Hello and welcome to part 3 in my ongoing series about building an engaging, low-prep mega dungeon. In part 2, I covered a basic plot for the dungeon, and discussed how we could co-opt the excellent Sunless Citadel module to use as the entry point to our dungeon. This week we will delve a little deeper (pardon the pun), and cover managing our dungeon’s factions as the player characters move through the dungeon.

Getting the PCs into a dungeon is often easy — there’s treasure/some villain/something which needs rescuing there, and they’re incentivized in some way to get it out/deal with it. In our case, we’ve got an old ruin on a rocky beach, which is somehow causing everyone in the area to have terrible nightmares. A previous group of adventurers went into the ruin and never came back, and now the characters; one of whom is a cousin to the previous group’s leader; has come to town, looking for their kin and hoping to stop the nightmares. Once the party is in the dungeon however, we need a way to keep it interesting. We could simply populate the place with a bunch of terrible monsters (or roll on some random tables), but that usually ends up being a really odd, mostly boring, slog. While this type of “funhouse” approach can be interesting for certain groups, it doesn’t work well over a long campaign, such as the one we are prepping. Instead, we should take a little more care with our dungeon inhabitants, and think about why they are in the ruin in the first place, and what they want for themselves. In short, we need factions!
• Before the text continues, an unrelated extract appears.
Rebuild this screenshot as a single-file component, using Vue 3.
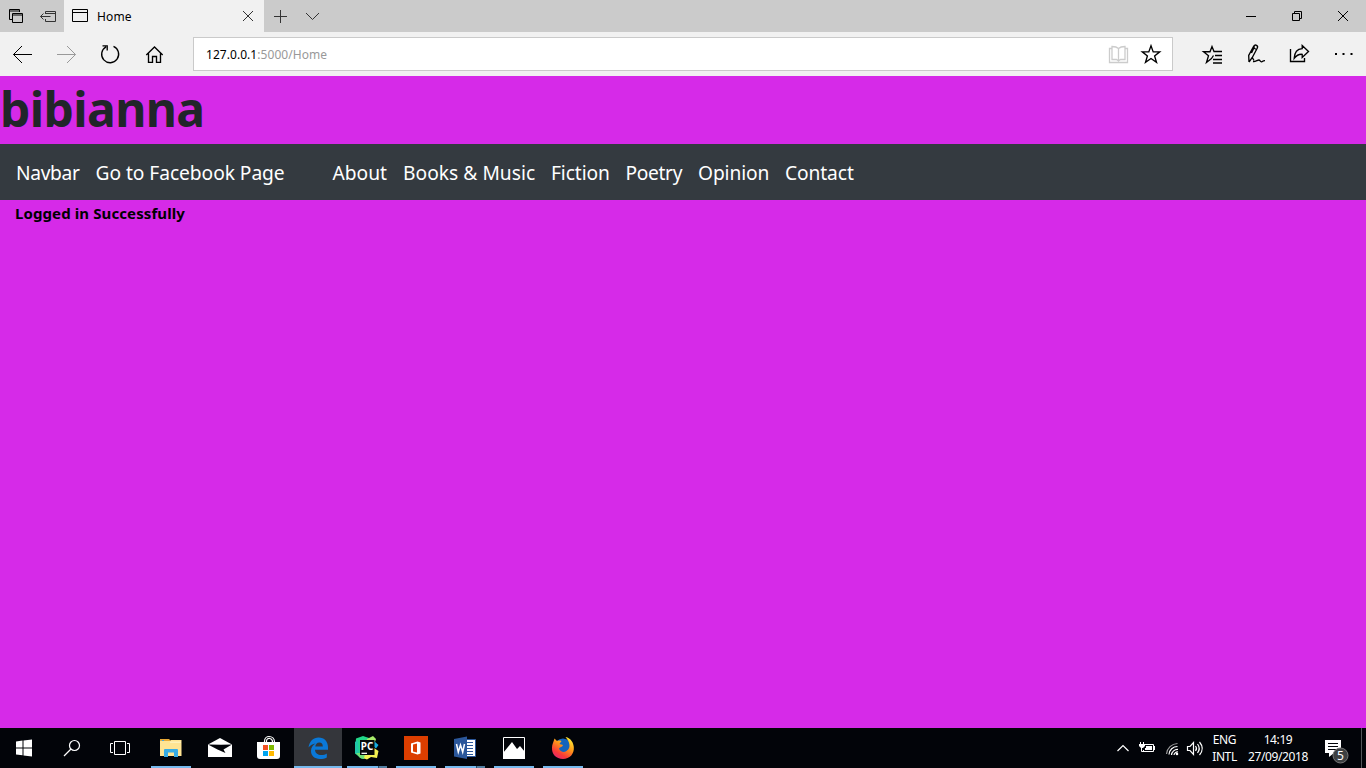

Factions inside of dungeons go nearly back to the beginning of Dungeons & Dragons. The Caves of Chaos dungeon in Keep on the Borderlands is populated with a couple of them, and DMs have always been encouraged to use the factions as levers to motivate the PCs. For example, if a group of goblins controls the upper floors of a dungeon, they might grant safe passage to the party if the characters agree to kill the ogre which has been menacing them. Or perhaps the goblins are warring with some bandits who have a hideout located in some part of the dungeon. While the goblins might make a deal with the characters, the bandits may decide to counter the deal, or offer the characters something else. In this way, factions accomplish a few things: they give the dungeon “life,” by communicating to the players that things happen, whether they come to the dungeon or not; they provide the characters with opportunities for role-play, and; they give the characters agency over the plot by allowing them to support certain factions over others.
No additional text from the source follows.